> **WORK TO COMPLETE**
Go through the material and write it all out exactly, minus the pictures.

[Start DATASET SECTION]

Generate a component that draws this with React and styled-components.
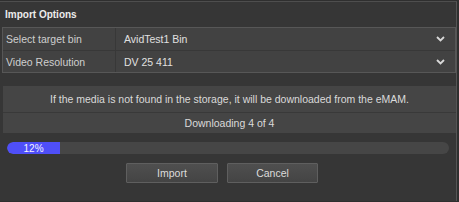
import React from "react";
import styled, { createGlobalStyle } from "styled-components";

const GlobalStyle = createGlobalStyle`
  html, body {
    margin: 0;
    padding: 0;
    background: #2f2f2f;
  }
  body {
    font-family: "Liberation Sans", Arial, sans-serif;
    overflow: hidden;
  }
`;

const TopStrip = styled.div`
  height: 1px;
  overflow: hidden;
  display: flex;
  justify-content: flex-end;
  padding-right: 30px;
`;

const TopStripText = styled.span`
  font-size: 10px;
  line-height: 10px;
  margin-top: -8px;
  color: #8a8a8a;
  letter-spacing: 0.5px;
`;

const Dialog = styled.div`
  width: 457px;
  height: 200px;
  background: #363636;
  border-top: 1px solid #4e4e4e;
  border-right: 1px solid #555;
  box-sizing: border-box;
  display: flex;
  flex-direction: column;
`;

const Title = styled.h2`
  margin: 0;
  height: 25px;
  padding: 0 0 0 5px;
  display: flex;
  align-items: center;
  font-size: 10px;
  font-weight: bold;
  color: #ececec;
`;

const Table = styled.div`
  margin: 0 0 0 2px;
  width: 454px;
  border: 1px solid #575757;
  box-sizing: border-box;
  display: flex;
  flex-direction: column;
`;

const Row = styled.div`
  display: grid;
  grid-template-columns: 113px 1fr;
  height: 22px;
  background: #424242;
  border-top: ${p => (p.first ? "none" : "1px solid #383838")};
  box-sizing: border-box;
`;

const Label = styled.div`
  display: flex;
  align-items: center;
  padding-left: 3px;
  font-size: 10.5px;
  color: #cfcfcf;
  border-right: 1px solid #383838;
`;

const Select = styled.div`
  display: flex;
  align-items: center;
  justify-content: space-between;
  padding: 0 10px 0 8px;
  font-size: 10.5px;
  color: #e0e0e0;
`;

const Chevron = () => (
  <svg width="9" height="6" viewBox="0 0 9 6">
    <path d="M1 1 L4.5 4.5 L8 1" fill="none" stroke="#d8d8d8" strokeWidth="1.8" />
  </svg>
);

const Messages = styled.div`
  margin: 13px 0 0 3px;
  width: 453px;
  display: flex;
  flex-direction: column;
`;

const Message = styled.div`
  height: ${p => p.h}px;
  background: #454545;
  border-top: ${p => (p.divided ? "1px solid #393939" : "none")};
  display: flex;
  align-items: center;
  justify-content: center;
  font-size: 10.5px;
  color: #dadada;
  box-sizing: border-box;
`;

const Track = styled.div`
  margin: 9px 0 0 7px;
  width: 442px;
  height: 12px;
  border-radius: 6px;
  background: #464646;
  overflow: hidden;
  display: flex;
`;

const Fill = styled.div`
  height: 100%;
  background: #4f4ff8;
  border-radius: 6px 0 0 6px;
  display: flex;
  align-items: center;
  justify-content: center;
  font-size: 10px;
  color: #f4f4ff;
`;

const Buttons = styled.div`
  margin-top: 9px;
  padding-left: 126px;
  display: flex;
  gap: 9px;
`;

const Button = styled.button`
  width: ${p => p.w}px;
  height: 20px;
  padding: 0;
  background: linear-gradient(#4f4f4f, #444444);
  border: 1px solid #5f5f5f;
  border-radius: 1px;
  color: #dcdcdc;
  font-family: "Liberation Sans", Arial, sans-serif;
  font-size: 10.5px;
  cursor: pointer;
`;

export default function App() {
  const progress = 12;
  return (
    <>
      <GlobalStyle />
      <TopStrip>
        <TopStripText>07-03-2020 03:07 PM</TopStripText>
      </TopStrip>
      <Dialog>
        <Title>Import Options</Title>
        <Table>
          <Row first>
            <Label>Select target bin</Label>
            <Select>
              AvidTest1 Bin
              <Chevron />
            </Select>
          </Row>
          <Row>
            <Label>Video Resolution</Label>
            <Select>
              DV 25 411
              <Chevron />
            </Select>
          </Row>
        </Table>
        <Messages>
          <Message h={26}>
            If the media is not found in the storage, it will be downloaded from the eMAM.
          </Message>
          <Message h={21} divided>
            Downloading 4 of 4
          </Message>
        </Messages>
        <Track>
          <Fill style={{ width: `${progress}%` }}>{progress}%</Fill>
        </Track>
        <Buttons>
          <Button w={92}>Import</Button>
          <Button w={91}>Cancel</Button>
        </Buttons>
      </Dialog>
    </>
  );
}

[End DATASET SECTION]

> **TASK SOLUTION**
Generate a component that draws this with React and styled-components.
import React from "react";
import styled, { createGlobalStyle } from "styled-components";

const GlobalStyle = createGlobalStyle`
  html, body {
    margin: 0;
    padding: 0;
    background: #2f2f2f;
  }
  body {
    font-family: "Liberation Sans", Arial, sans-serif;
    overflow: hidden;
  }
`;

const TopStrip = styled.div`
  height: 1px;
  overflow: hidden;
  display: flex;
  justify-content: flex-end;
  padding-right: 30px;
`;

const TopStripText = styled.span`
  font-size: 10px;
  line-height: 10px;
  margin-top: -8px;
  color: #8a8a8a;
  letter-spacing: 0.5px;
`;

const Dialog = styled.div`
  width: 457px;
  height: 200px;
  background: #363636;
  border-top: 1px solid #4e4e4e;
  border-right: 1px solid #555;
  box-sizing: border-box;
  display: flex;
  flex-direction: column;
`;

const Title = styled.h2`
  margin: 0;
  height: 25px;
  padding: 0 0 0 5px;
  display: flex;
  align-items: center;
  font-size: 10px;
  font-weight: bold;
  color: #ececec;
`;

const Table = styled.div`
  margin: 0 0 0 2px;
  width: 454px;
  border: 1px solid #575757;
  box-sizing: border-box;
  display: flex;
  flex-direction: column;
`;

const Row = styled.div`
  display: grid;
  grid-template-columns: 113px 1fr;
  height: 22px;
  background: #424242;
  border-top: ${p => (p.first ? "none" : "1px solid #383838")};
  box-sizing: border-box;
`;

const Label = styled.div`
  display: flex;
  align-items: center;
  padding-left: 3px;
  font-size: 10.5px;
  color: #cfcfcf;
  border-right: 1px solid #383838;
`;

const Select = styled.div`
  display: flex;
  align-items: center;
  justify-content: space-between;
  padding: 0 10px 0 8px;
  font-size: 10.5px;
  color: #e0e0e0;
`;

const Chevron = () => (
  <svg width="9" height="6" viewBox="0 0 9 6">
    <path d="M1 1 L4.5 4.5 L8 1" fill="none" stroke="#d8d8d8" strokeWidth="1.8" />
  </svg>
);

const Messages = styled.div`
  margin: 13px 0 0 3px;
  width: 453px;
  display: flex;
  flex-direction: column;
`;

const Message = styled.div`
  height: ${p => p.h}px;
  background: #454545;
  border-top: ${p => (p.divided ? "1px solid #393939" : "none")};
  display: flex;
  align-items: center;
  justify-content: center;
  font-size: 10.5px;
  color: #dadada;
  box-sizing: border-box;
`;

const Track = styled.div`
  margin: 9px 0 0 7px;
  width: 442px;
  height: 12px;
  border-radius: 6px;
  background: #464646;
  overflow: hidden;
  display: flex;
`;

const Fill = styled.div`
  height: 100%;
  background: #4f4ff8;
  border-radius: 6px 0 0 6px;
  display: flex;
  align-items: center;
  justify-content: center;
  font-size: 10px;
  color: #f4f4ff;
`;

const Buttons = styled.div`
  margin-top: 9px;
  padding-left: 126px;
  display: flex;
  gap: 9px;
`;

const Button = styled.button`
  width: ${p => p.w}px;
  height: 20px;
  padding: 0;
  background: linear-gradient(#4f4f4f, #444444);
  border: 1px solid #5f5f5f;
  border-radius: 1px;
  color: #dcdcdc;
  font-family: "Liberation Sans", Arial, sans-serif;
  font-size: 10.5px;
  cursor: pointer;
`;

export default function App() {
  const progress = 12;
  return (
    <>
      <GlobalStyle />
      <TopStrip>
        <TopStripText>07-03-2020 03:07 PM</TopStripText>
      </TopStrip>
      <Dialog>
        <Title>Import Options</Title>
        <Table>
          <Row first>
            <Label>Select target bin</Label>
            <Select>
              AvidTest1 Bin
              <Chevron />
            </Select>
          </Row>
          <Row>
            <Label>Video Resolution</Label>
            <Select>
              DV 25 411
              <Chevron />
            </Select>
          </Row>
        </Table>
        <Messages>
          <Message h={26}>
            If the media is not found in the storage, it will be downloaded from the eMAM.
          </Message>
          <Message h={21} divided>
            Downloading 4 of 4
          </Message>
        </Messages>
        <Track>
          <Fill style={{ width: `${progress}%` }}>{progress}%</Fill>
        </Track>
        <Buttons>
          <Button w={92}>Import</Button>
          <Button w={91}>Cancel</Button>
        </Buttons>
      </Dialog>
    </>
  );
}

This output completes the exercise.